### SUPPLIED RECORDS
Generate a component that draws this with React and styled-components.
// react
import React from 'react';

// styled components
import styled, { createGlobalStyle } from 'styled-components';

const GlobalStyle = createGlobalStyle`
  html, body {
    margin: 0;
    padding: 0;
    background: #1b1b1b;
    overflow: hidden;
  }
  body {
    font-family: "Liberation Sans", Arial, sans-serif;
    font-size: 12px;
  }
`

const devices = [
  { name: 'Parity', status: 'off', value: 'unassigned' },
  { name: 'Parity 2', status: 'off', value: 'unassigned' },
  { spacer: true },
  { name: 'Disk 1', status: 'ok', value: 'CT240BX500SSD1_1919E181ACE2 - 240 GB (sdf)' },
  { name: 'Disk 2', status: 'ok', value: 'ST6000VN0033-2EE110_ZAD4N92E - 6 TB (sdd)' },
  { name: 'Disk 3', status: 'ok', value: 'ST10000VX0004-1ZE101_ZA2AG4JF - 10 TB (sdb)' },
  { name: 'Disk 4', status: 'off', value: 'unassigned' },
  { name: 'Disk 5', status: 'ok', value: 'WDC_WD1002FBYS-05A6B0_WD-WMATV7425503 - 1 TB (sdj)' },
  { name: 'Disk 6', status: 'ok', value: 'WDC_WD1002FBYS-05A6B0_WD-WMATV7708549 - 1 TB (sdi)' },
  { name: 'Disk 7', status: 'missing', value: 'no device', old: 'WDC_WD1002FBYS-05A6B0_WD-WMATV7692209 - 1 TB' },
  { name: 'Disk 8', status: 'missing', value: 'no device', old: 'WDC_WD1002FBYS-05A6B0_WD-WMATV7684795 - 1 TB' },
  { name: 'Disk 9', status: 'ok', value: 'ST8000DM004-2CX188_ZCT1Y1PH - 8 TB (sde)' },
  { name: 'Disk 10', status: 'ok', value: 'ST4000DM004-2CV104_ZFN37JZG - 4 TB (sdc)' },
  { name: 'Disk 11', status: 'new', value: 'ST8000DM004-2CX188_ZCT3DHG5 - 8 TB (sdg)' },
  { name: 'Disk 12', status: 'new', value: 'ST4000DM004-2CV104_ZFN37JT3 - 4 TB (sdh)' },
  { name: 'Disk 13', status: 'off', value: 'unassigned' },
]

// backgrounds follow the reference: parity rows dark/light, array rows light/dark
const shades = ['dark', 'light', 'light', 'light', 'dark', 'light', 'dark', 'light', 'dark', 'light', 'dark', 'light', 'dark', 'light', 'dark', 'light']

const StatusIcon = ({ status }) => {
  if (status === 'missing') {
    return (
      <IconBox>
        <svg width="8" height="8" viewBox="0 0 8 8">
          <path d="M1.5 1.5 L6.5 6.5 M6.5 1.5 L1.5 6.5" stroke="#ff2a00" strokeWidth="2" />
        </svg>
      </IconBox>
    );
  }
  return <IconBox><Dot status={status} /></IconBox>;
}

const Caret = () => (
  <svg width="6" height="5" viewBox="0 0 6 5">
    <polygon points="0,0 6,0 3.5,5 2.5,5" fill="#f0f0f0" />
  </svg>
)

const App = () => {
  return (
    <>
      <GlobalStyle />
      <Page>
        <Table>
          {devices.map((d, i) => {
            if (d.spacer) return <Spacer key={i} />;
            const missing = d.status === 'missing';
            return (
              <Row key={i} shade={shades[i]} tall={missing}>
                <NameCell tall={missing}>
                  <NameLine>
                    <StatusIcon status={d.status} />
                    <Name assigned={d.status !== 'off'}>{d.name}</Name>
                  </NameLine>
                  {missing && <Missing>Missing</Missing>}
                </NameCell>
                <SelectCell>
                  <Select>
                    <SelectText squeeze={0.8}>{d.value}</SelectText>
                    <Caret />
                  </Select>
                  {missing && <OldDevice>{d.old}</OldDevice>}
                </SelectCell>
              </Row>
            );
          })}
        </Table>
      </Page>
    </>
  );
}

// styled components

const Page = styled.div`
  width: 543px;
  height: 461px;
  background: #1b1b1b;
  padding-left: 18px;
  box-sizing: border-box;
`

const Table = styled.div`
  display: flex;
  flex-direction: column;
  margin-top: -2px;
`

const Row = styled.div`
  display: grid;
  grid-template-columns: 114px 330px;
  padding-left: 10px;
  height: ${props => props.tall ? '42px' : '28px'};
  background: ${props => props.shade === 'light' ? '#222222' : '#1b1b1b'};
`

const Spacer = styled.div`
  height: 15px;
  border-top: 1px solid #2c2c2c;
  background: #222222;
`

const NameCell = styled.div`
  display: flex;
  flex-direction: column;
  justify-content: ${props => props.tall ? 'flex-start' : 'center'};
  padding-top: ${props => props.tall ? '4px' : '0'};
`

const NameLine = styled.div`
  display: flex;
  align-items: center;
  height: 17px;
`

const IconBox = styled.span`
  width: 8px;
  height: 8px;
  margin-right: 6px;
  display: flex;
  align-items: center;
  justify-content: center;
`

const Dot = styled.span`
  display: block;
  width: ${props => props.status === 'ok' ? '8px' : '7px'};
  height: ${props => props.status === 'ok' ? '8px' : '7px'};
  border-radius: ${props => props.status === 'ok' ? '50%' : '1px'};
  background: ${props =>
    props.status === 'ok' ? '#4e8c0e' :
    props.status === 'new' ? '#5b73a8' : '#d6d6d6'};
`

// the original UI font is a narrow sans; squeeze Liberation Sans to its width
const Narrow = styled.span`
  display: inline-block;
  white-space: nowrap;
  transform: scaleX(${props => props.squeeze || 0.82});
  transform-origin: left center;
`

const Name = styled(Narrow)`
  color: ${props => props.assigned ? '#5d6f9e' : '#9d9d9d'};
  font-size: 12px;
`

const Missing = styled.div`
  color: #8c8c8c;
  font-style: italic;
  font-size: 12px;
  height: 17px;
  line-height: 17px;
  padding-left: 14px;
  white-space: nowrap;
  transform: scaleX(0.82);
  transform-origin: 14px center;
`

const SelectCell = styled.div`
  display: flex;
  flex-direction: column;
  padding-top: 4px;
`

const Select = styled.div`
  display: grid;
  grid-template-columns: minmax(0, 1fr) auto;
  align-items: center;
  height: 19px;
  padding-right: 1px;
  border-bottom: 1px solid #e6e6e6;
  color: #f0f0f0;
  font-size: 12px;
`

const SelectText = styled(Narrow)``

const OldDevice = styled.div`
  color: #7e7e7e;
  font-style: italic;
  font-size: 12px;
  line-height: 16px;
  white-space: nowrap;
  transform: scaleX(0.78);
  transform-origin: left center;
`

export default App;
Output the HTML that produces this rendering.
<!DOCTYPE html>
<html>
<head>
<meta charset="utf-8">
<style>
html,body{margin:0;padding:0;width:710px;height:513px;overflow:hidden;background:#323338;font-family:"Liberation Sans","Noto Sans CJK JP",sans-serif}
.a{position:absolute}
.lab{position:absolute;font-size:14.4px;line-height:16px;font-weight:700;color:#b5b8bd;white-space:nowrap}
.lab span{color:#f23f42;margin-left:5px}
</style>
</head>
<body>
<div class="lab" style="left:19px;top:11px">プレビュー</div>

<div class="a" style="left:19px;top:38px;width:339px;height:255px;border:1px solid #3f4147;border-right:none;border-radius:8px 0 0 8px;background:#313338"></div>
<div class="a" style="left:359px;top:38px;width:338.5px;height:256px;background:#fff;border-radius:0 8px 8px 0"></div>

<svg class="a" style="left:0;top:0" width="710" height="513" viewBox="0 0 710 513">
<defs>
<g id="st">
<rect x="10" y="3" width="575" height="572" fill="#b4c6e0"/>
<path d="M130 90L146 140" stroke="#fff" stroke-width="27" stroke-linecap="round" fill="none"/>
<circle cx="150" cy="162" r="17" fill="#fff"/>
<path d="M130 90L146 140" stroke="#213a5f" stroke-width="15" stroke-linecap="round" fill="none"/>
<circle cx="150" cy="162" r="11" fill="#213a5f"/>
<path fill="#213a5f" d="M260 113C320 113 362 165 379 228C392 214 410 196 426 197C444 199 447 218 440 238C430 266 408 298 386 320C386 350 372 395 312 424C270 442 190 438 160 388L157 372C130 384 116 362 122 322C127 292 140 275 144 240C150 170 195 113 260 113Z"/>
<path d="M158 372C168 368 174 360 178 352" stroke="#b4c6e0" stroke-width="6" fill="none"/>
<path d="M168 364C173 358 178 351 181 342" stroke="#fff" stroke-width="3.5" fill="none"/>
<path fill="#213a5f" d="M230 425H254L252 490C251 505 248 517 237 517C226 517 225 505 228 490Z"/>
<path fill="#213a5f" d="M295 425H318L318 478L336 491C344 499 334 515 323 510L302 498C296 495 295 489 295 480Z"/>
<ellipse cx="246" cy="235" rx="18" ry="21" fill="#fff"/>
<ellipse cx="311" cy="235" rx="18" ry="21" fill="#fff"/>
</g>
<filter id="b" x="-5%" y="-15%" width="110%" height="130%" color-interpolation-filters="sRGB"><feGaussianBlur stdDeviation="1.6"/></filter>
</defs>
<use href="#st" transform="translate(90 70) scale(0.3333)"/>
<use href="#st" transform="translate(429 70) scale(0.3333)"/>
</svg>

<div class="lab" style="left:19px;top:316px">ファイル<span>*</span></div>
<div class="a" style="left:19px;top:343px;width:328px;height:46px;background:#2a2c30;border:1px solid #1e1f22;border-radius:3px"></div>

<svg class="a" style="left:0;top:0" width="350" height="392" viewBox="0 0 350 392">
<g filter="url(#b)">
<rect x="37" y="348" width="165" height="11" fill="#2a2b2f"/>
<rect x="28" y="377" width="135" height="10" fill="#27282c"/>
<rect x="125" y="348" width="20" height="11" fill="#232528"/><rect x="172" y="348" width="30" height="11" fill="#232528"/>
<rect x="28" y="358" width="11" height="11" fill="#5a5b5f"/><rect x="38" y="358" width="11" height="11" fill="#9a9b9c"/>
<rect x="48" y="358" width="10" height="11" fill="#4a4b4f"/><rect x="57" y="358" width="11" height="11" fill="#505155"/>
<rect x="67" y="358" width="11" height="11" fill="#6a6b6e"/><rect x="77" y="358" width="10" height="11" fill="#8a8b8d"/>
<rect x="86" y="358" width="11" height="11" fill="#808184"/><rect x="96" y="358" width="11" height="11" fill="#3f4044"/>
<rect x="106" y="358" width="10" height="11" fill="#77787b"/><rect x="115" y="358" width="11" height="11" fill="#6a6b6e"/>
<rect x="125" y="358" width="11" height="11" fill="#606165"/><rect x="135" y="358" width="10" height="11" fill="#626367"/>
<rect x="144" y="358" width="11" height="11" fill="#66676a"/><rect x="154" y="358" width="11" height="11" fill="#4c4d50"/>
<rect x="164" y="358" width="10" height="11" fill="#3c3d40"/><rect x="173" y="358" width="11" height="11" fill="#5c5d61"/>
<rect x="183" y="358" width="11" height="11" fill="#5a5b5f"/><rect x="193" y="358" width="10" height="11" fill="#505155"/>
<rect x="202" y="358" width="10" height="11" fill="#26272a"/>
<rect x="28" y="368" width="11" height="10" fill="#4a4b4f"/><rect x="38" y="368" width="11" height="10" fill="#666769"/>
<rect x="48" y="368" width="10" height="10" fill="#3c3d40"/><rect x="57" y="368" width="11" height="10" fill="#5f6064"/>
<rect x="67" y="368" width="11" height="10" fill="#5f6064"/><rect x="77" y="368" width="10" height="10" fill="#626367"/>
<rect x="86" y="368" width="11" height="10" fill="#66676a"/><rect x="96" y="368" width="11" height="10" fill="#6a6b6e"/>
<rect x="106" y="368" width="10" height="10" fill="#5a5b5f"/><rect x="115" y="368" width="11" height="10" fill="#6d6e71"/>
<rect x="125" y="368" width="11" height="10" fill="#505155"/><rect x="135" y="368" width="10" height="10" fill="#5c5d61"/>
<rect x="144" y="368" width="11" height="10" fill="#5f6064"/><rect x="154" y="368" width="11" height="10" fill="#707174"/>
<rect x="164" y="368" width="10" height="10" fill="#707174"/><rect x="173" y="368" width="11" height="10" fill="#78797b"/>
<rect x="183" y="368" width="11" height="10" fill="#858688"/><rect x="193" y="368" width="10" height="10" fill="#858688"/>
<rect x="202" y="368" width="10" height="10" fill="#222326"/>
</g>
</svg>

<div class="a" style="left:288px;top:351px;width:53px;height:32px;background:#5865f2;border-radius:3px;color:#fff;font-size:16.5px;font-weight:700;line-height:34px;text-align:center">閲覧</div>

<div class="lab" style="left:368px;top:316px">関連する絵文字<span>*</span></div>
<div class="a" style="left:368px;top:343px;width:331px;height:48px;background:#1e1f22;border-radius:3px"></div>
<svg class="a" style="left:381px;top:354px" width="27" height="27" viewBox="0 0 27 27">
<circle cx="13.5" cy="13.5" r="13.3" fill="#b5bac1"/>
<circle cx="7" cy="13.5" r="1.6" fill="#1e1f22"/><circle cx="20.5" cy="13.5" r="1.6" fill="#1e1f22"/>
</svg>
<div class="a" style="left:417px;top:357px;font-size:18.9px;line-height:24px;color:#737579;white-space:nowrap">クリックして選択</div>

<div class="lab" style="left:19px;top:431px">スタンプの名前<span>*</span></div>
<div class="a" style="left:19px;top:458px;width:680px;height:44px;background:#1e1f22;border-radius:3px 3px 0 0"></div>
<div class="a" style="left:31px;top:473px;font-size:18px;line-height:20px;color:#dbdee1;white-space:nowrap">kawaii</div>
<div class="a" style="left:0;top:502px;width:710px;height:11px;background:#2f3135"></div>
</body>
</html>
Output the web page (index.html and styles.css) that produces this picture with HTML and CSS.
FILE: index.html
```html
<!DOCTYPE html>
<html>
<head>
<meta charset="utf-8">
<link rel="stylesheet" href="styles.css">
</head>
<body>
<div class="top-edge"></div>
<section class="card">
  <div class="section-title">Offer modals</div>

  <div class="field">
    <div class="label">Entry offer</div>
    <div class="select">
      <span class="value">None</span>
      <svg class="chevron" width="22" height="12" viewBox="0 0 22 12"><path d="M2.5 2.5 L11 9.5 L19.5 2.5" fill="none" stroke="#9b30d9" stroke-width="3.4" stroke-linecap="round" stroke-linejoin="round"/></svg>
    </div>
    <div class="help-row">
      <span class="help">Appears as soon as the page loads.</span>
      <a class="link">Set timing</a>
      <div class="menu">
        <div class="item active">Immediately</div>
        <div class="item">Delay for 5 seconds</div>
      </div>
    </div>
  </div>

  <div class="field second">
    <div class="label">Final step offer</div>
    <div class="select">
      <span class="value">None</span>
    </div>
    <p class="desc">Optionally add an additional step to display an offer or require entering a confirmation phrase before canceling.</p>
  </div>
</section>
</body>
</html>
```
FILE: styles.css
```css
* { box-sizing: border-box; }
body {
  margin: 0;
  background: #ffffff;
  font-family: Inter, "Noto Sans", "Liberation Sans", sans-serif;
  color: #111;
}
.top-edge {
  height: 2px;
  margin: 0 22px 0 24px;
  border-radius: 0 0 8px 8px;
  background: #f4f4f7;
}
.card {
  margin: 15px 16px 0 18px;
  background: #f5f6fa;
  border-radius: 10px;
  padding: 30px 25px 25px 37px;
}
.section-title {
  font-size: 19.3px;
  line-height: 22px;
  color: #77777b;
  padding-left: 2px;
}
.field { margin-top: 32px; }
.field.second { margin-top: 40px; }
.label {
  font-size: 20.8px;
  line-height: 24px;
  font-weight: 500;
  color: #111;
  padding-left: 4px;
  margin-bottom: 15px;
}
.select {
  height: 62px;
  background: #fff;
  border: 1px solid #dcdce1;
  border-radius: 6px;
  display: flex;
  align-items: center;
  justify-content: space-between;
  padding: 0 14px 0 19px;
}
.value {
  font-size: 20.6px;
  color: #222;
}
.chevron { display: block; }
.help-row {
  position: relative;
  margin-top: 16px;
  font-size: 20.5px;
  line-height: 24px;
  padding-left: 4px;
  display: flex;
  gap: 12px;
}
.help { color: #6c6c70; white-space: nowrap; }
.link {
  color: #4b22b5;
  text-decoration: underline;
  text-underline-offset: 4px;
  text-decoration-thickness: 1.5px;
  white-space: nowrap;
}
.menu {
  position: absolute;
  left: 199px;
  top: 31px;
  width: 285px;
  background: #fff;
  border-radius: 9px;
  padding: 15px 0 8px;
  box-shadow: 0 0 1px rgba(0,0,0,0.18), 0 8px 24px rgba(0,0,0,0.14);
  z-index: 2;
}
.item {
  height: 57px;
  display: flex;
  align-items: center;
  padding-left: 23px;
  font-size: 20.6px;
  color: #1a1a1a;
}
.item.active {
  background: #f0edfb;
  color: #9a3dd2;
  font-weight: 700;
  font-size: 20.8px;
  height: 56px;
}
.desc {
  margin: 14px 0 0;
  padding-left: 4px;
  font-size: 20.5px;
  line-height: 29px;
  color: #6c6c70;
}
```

### STATED TASK
Search the preceding listing for the word "with" and pull out every line that holds it.

### EXPECTED ANSWER
Generate a component that draws this with React and styled-components.
Output the web page (index.html and styles.css) that produces this picture with HTML and CSS.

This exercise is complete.